Given task :: Read through the data and report every line in which the word "components" occurs.

- - - - - - -

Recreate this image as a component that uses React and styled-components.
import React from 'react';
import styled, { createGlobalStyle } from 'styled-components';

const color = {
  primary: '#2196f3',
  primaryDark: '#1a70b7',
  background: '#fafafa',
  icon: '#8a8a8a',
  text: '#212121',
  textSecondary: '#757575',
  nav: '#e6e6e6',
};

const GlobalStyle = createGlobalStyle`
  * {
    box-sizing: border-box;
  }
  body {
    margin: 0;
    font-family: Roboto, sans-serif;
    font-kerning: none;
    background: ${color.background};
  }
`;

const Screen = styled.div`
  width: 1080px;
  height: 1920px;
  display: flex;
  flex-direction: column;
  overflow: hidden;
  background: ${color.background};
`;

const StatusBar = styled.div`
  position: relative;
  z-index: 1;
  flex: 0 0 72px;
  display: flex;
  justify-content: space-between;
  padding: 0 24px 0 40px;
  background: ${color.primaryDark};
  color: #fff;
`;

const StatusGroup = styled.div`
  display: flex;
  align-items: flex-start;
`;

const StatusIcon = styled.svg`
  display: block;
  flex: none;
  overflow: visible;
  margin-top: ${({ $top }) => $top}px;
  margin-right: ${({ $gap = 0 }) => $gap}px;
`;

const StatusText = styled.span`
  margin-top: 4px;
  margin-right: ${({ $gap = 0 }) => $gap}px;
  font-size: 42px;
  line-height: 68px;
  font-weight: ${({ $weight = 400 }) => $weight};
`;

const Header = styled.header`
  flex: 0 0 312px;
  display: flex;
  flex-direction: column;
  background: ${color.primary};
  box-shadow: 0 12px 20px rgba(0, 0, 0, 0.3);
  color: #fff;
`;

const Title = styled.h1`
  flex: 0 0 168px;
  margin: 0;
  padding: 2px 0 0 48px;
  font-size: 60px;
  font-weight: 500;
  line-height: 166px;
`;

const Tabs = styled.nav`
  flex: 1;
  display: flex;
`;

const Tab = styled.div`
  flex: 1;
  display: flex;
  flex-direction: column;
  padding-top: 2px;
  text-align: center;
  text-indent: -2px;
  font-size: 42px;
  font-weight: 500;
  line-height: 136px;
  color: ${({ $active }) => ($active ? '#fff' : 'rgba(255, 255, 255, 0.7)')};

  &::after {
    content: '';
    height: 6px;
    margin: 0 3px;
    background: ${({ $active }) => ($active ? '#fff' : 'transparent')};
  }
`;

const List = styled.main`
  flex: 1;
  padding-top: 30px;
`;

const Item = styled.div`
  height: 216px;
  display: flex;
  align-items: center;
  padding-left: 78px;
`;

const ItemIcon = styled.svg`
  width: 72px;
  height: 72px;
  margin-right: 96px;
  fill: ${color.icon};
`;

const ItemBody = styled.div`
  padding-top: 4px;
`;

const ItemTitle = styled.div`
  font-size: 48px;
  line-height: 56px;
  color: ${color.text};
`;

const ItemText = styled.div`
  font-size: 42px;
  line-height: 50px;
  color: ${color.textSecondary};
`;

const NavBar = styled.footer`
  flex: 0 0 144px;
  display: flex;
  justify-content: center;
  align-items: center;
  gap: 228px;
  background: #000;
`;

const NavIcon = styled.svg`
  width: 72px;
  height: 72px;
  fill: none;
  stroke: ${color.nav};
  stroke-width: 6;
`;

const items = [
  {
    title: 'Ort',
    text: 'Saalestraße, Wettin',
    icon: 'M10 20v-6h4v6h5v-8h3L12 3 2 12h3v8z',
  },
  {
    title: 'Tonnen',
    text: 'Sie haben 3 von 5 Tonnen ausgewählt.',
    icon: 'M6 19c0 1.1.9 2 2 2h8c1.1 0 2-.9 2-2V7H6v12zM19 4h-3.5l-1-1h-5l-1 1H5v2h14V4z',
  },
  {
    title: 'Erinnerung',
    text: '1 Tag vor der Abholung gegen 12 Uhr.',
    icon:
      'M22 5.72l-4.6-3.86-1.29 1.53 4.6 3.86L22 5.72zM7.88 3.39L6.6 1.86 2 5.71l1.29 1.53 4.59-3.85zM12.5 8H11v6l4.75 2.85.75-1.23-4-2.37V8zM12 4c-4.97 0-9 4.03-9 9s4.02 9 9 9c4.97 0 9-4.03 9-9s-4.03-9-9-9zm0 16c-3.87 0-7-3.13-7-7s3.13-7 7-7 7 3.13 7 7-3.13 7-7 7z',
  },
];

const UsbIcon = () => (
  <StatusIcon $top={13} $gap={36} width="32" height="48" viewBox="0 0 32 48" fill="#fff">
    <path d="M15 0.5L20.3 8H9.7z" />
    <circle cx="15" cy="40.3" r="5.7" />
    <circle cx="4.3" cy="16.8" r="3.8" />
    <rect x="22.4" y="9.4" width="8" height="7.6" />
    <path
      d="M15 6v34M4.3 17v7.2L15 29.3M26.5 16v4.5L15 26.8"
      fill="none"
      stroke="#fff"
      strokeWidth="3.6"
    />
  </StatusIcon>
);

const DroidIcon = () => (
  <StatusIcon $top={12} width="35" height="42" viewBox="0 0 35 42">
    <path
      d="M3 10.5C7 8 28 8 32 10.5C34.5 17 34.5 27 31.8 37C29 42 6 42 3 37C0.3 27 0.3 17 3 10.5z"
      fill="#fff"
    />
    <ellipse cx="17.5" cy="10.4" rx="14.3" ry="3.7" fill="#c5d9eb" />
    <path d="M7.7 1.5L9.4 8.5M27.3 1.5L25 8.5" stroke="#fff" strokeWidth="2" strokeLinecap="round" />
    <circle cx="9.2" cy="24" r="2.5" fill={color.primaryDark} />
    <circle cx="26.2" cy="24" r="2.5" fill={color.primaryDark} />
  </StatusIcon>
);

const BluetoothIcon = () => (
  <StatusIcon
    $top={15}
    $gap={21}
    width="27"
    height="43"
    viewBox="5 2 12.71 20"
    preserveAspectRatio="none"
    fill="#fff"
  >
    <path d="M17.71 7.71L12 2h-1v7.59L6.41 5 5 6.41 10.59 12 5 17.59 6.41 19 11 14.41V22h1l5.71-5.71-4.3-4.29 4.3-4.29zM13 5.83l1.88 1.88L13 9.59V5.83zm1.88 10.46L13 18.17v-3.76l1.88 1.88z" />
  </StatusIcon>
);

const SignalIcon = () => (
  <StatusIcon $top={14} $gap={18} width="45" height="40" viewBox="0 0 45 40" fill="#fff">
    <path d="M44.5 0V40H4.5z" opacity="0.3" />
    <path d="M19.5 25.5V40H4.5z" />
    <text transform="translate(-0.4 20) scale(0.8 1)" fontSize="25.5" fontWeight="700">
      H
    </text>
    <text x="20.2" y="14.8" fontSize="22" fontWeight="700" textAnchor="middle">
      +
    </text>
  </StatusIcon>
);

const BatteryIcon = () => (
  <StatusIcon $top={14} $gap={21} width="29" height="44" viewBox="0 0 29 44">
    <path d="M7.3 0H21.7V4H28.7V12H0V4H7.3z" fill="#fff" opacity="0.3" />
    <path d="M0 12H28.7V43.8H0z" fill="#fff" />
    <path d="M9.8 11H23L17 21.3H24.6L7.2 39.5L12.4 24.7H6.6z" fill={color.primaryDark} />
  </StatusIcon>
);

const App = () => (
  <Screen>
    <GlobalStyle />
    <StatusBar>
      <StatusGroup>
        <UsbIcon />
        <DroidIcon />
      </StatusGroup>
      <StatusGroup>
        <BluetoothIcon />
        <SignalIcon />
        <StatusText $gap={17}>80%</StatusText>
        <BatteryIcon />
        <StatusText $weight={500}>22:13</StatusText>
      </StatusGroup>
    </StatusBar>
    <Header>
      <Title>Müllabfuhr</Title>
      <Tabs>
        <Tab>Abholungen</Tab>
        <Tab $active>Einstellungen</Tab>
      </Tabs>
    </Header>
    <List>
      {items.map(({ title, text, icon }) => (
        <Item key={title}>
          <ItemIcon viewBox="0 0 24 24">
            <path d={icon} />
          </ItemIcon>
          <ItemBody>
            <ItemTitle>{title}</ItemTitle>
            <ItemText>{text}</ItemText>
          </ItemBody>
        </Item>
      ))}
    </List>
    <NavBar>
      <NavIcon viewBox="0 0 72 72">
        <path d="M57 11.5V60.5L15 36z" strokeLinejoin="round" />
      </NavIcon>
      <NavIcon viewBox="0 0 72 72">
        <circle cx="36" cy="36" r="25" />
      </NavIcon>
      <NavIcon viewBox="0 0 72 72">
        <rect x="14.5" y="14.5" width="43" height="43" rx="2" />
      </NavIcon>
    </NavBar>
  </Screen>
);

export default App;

- - - - - - -

Result of this task ::
Recreate this image as a component that uses React and styled-components.
import styled, { createGlobalStyle } from 'styled-components';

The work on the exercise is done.